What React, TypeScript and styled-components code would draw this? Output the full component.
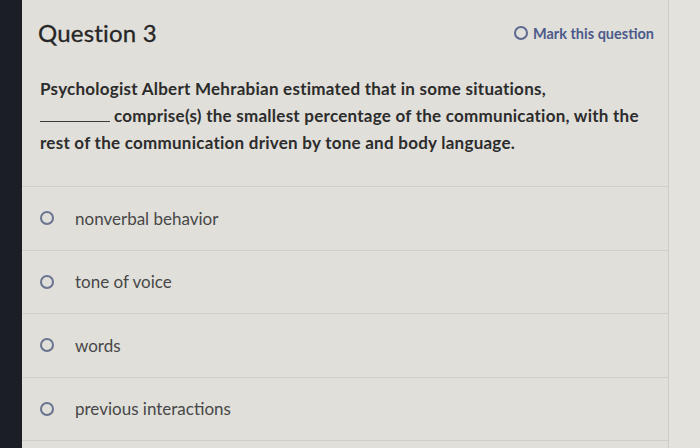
import React from "react";
import styled, { createGlobalStyle } from "styled-components";

const Global = createGlobalStyle`
  html, body { margin: 0; padding: 0; background: #e2e1dc; }
  body { font-family: "Lato", "Open Sans", sans-serif; width: 700px; height: 448px; overflow: hidden; }
  #root { width: 700px; height: 448px; }
`;

const Page = styled.div`
  display: flex;
  width: 700px;
  height: 448px;
  background: #e3e2dd;
`;

const SideBar = styled.div`
  width: 22px;
  flex: none;
  background: #1b1e25;
`;

const Card = styled.div`
  width: 646px;
  flex: none;
  background: #e0dfda;
  border-right: 1px solid #cecdc8;
  display: flex;
  flex-direction: column;
`;

const Header = styled.div`
  height: 66px;
  display: flex;
  align-items: center;
  justify-content: space-between;
  padding: 0 14px 0 16px;
  box-sizing: border-box;
`;

const Title = styled.h2`
  margin: 0 0 2px;
  font-size: 24px;
  font-weight: 400;
  color: #262626;
  letter-spacing: 0.2px;
  -webkit-text-stroke: 0.3px #262626;
`;

const MarkButton = styled.div`
  display: flex;
  align-items: center;
  gap: 5px;
  font-size: 14.5px;
  font-weight: 700;
  color: #4c5a8a;
`;

const Radio = styled.span<{ $size?: number; $color?: string }>`
  display: inline-block;
  box-sizing: border-box;
  width: ${(p) => p.$size ?? 14}px;
  height: ${(p) => p.$size ?? 14}px;
  border-radius: 50%;
  border: 2px solid ${(p) => p.$color ?? "#6a7390"};
  flex: none;
`;

const QuestionText = styled.p`
  margin: 0;
  padding: 9px 24px 30px 18px;
  font-size: 17px;
  line-height: 27px;
  font-weight: 700;
  letter-spacing: 0.25px;
  color: #2c2c2c;
`;

const Blank = styled.span`
  display: inline-block;
  width: 70px;
  height: 14px;
  border-bottom: 1px solid #3a3a3a;
  margin-right: 4px;
`;

const OptionList = styled.div`
  display: flex;
  flex-direction: column;
  border-top: 1px solid #cfcec9;
`;

const OptionRow = styled.label`
  height: 63.5px;
  box-sizing: border-box;
  display: flex;
  align-items: center;
  gap: 21px;
  padding: 0 0 0 18px;
  border-bottom: 1px solid #cfcec9;
  font-size: 17px;
  color: #474747;
`;

const options = [
  "nonverbal behavior",
  "tone of voice",
  "words",
  "previous interactions",
];

export default function App() {
  return (
    <>
      <Global />
      <Page>
        <SideBar />
        <Card>
          <Header>
            <Title>Question 3</Title>
            <MarkButton>
              <Radio $size={14} $color="#5d6890" />
              Mark this question
            </MarkButton>
          </Header>
          <QuestionText>
            Psychologist Albert Mehrabian estimated that in some situations,
            <br />
            <Blank />
            comprise(s) the smallest percentage of the communication, with the
            rest of the communication driven by tone and body language.
          </QuestionText>
          <OptionList>
            {options.map((o) => (
              <OptionRow key={o}>
                <Radio />
                {o}
              </OptionRow>
            ))}
          </OptionList>
        </Card>
      </Page>
    </>
  );
}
------------
> **REQUIRED TASK**:
Transcribe the listing in full. Omit the pictures and keep every line exact.

> **TASK SOLUTION**:
What React, TypeScript and styled-components code would draw this? Output the full component.
import React from "react";
import styled, { createGlobalStyle } from "styled-components";

const Global = createGlobalStyle`
  html, body { margin: 0; padding: 0; background: #e2e1dc; }
  body { font-family: "Lato", "Open Sans", sans-serif; width: 700px; height: 448px; overflow: hidden; }
  #root { width: 700px; height: 448px; }
`;

const Page = styled.div`
  display: flex;
  width: 700px;
  height: 448px;
  background: #e3e2dd;
`;

const SideBar = styled.div`
  width: 22px;
  flex: none;
  background: #1b1e25;
`;

const Card = styled.div`
  width: 646px;
  flex: none;
  background: #e0dfda;
  border-right: 1px solid #cecdc8;
  display: flex;
  flex-direction: column;
`;

const Header = styled.div`
  height: 66px;
  display: flex;
  align-items: center;
  justify-content: space-between;
  padding: 0 14px 0 16px;
  box-sizing: border-box;
`;

const Title = styled.h2`
  margin: 0 0 2px;
  font-size: 24px;
  font-weight: 400;
  color: #262626;
  letter-spacing: 0.2px;
  -webkit-text-stroke: 0.3px #262626;
`;

const MarkButton = styled.div`
  display: flex;
  align-items: center;
  gap: 5px;
  font-size: 14.5px;
  font-weight: 700;
  color: #4c5a8a;
`;

const Radio = styled.span<{ $size?: number; $color?: string }>`
  display: inline-block;
  box-sizing: border-box;
  width: ${(p) => p.$size ?? 14}px;
  height: ${(p) => p.$size ?? 14}px;
  border-radius: 50%;
  border: 2px solid ${(p) => p.$color ?? "#6a7390"};
  flex: none;
`;

const QuestionText = styled.p`
  margin: 0;
  padding: 9px 24px 30px 18px;
  font-size: 17px;
  line-height: 27px;
  font-weight: 700;
  letter-spacing: 0.25px;
  color: #2c2c2c;
`;

const Blank = styled.span`
  display: inline-block;
  width: 70px;
  height: 14px;
  border-bottom: 1px solid #3a3a3a;
  margin-right: 4px;
`;

const OptionList = styled.div`
  display: flex;
  flex-direction: column;
  border-top: 1px solid #cfcec9;
`;

const OptionRow = styled.label`
  height: 63.5px;
  box-sizing: border-box;
  display: flex;
  align-items: center;
  gap: 21px;
  padding: 0 0 0 18px;
  border-bottom: 1px solid #cfcec9;
  font-size: 17px;
  color: #474747;
`;

const options = [
  "nonverbal behavior",
  "tone of voice",
  "words",
  "previous interactions",
];

export default function App() {
  return (
    <>
      <Global />
      <Page>
        <SideBar />
        <Card>
          <Header>
            <Title>Question 3</Title>
            <MarkButton>
              <Radio $size={14} $color="#5d6890" />
              Mark this question
            </MarkButton>
          </Header>
          <QuestionText>
            Psychologist Albert Mehrabian estimated that in some situations,
            <br />
            <Blank />
            comprise(s) the smallest percentage of the communication, with the
            rest of the communication driven by tone and body language.
          </QuestionText>
          <OptionList>
            {options.map((o) => (
              <OptionRow key={o}>
                <Radio />
                {o}
              </OptionRow>
            ))}
          </OptionList>
        </Card>
      </Page>
    </>
  );
}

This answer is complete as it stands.